Typecasting. It’s one of an actor’s greatest fears, and understandably so. Playing the same type of part again and again is neither very fulfilling nor likely to win you any great critical acclaim. You see it happening all the time in the real world, but it’s just as common here in Cambridge. If anything it’s perhaps more of a concern here, where De Niroesque transformations are impossible. Moreover, with so few actors to choose from it’s unavoidable that the ones who do a particular type of part well will be asked to do it again; any actor who can age convincingly is almost invariably going to be cast as the father figure rather than the hero. It’s many an actor’s wish to be given the chance to try something different, but ETG’s production of Julius Caesar reminds us, we should be careful what we wish for.

Director Uri Adiv has made some unusual casting choices, allowing several actors just this opportunity to play against type, and giving us unconventional presentations of characters. Thus we have the slight Ed Rice as the traditionally burly Brutus and the youthful, robust Mark Maughan as the older, elegant Caesar. In a way this makes a refreshing change; if we’ve all seen the characters played in the traditional style, what’s the point in doing them that way again? It’s a problem that faces all Shakespeare productions, that they stand in the shadow of a thousand previous stagings, and what better way to escape them than by taking a new approach to the characters? As soon as Ed Rice steps on stage you know he

won’t simply be the stereotypical Brutus, making the production its own beast.

The problem is, if a character has been played one way throughout history, there’s probably a reason, and no matter how good the actor if he doesn’t look the part he simply may not be able to convince. This is sadly the case with Rice, who gives an intelligent performance as Brutus, but doesn’t have the necessary build to convince as a warrior and a leader of men. It’s hard to imagine the people of a city so steeped in military culture, so easily switching their allegiance to a leader who is all brain and no brawn, particularly when the man he has replaced looked so much more powerful. Indeed, this too is a little hard to swallow, Maughan looking slightly too healthy for a man whose constitution the conspirators are continually questioning and who is prone to public acts of fainting.

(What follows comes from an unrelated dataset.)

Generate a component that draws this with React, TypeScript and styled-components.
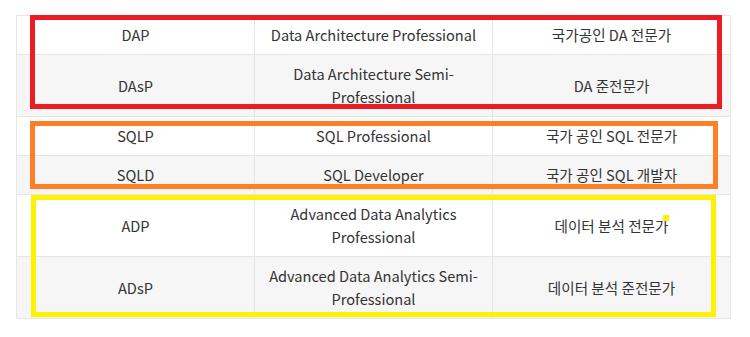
import React from 'react';
import styled, { createGlobalStyle } from 'styled-components';

const GlobalStyle = createGlobalStyle`
  html, body {
    margin: 0;
    padding: 0;
    background: #ffffff;
  }
  body {
    font-family: "Noto Sans CJK KR", "Noto Sans", sans-serif;
  }
`;

const Page = styled.div`
  position: relative;
  width: 750px;
  height: 337px;
  padding: 15px 0 0 16px;
  box-sizing: border-box;
`;

const Table = styled.table`
  width: 715px;
  border-collapse: collapse;
  table-layout: fixed;
  border: 1px solid #ececec;
  font-size: 14.6px;
  line-height: 23px;
  color: #333333;
`;

const Row = styled.tr<{ $striped?: boolean }>`
  background: ${(p) => (p.$striped ? '#f6f6f6' : '#ffffff')};
`;

const Cell = styled.td`
  border: 1px solid #e6e6e6;
  padding: 7px 10px 8px;
  text-align: center;
  vertical-align: middle;
  word-break: keep-all;
`;

// paint-style marker boxes drawn over the table
const Highlight = styled.div<{ $color: string; $x: number; $y: number; $w: number; $h: number }>`
  position: absolute;
  left: ${(p) => p.$x}px;
  top: ${(p) => p.$y}px;
  width: ${(p) => p.$w}px;
  height: ${(p) => p.$h}px;
  border: 5px solid ${(p) => p.$color};
  box-sizing: border-box;
  pointer-events: none;
`;

const Dot = styled.span`
  position: absolute;
  left: 663px;
  top: 215px;
  width: 6px;
  height: 6px;
  background: #fff200;
`;

const rows = [
  ['DAP', 'Data Architecture Professional', '국가공인 DA 전문가'],
  ['DAsP', 'Data Architecture Semi-Professional', 'DA 준전문가'],
  ['SQLP', 'SQL Professional', '국가 공인 SQL 전문가'],
  ['SQLD', 'SQL Developer', '국가 공인 SQL 개발자'],
  ['ADP', 'Advanced Data Analytics Professional', '데이터 분석 전문가'],
  ['ADsP', 'Advanced Data Analytics Semi-Professional', '데이터 분석 준전문가'],
];

export default function App() {
  return (
    <Page>
      <GlobalStyle />
      <Table>
        <tbody>
          {rows.map((r, i) => (
            <Row key={r[0]} $striped={i % 2 === 1}>
              <Cell>{r[0]}</Cell>
              <Cell>{r[1]}</Cell>
              <Cell>{r[2]}</Cell>
            </Row>
          ))}
        </tbody>
      </Table>
      <Highlight $color="#ed1c24" $x={30} $y={15} $w={692} $h={94} />
      <Highlight $color="#ff7f27" $x={30} $y={121} $w={688} $h={68} />
      <Highlight $color="#fff200" $x={31} $y={195} $w={685} $h={122} />
      <Dot />
    </Page>
  );
}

It is hard then to know whether to envy or pity these actors. On the one hand they are given an opportunity many would jump at, to try their hand at something new, yet on the other no matter how well judged their performances, with their appearances working against them it’s hard to call their portrayals fully successful. In the end, perhaps those of us who are typecast should be grateful that our enormous potential range remains

untested, and thus happily, potentially, enormous.